This is a working document that will be expanded and updated as necessary. It is intended as a guide/reference for GEs as we continue with contract negotiations and as we prepare for the possibility of strike.
What is a strike?
A strike is a concerted effort by workers (ie GEs) at a workplace (ie UO) to stop, slowdown or otherwise interrupt their normal duties in order to pressure their employer to agree to a fair contract or achieve some other goal. A strike therefore calls upon employees to withhold their labor from their employer to disrupt business as usual. The strike is workers’ most powerful tool, but it comes with significant risks and is always the action of last resort.
Is a GTFF strike inevitable?
No! The Bargaining Committee is determined to do everything in its power to reach a fair deal with the University voluntarily and without a strike. Nevertheless, given the University’s positions in bargaining so far, it is essential that we take steps to prepare to strike if the UO refuses to agree to a fair contract for GEs. Asking all GEs to sign a strike commitment pledge – saying that will participate in a strike if the membership votes to strike – is part of that process. We want to avoid a strike, but we need a credible strike threat to pressure UO to offer a fair deal and need to be prepared to strike, if necessary.
What would happen if GTFF declares a strike?
If GTFF members vote to authorize a strike and a strike is subsequently declared, all GEs will be asked to immediately stop doing the work of their GE positions. That means not teaching classes, not grading papers, not entering grades, not answering student emails, not doing office work, and not working the number of hours in your research lab for which you are paid for as a GE (i.e., 4 hours per day for .49 FTE). If you choose to participate in a strike, you are striking over all of your work. You cannot selectively choose portions of your work duties to not perform.
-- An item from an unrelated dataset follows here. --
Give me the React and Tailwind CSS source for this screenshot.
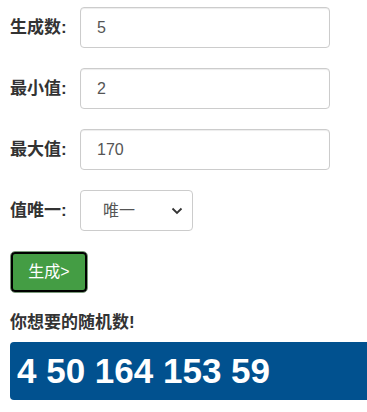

Who decides if GEs will go on strike?
Only the GTFF membership can decide whether or not GEs will go on strike. A decision to strike will be made via a democratic vote open to all GTFF members. Sixty-percent of voting members must vote in favor of a strike. Typically unions hold a strike authorization vote in advance of a potential strike that authorizes the union’s Bargaining Committee to declare a strike if and when the Committee determines that such an action is necessary. Note: Only Full Members of GTFF are eligible to cast a ballot in a strike vote. Associate Members and non-members are not eligible to vote on whether or not to strike.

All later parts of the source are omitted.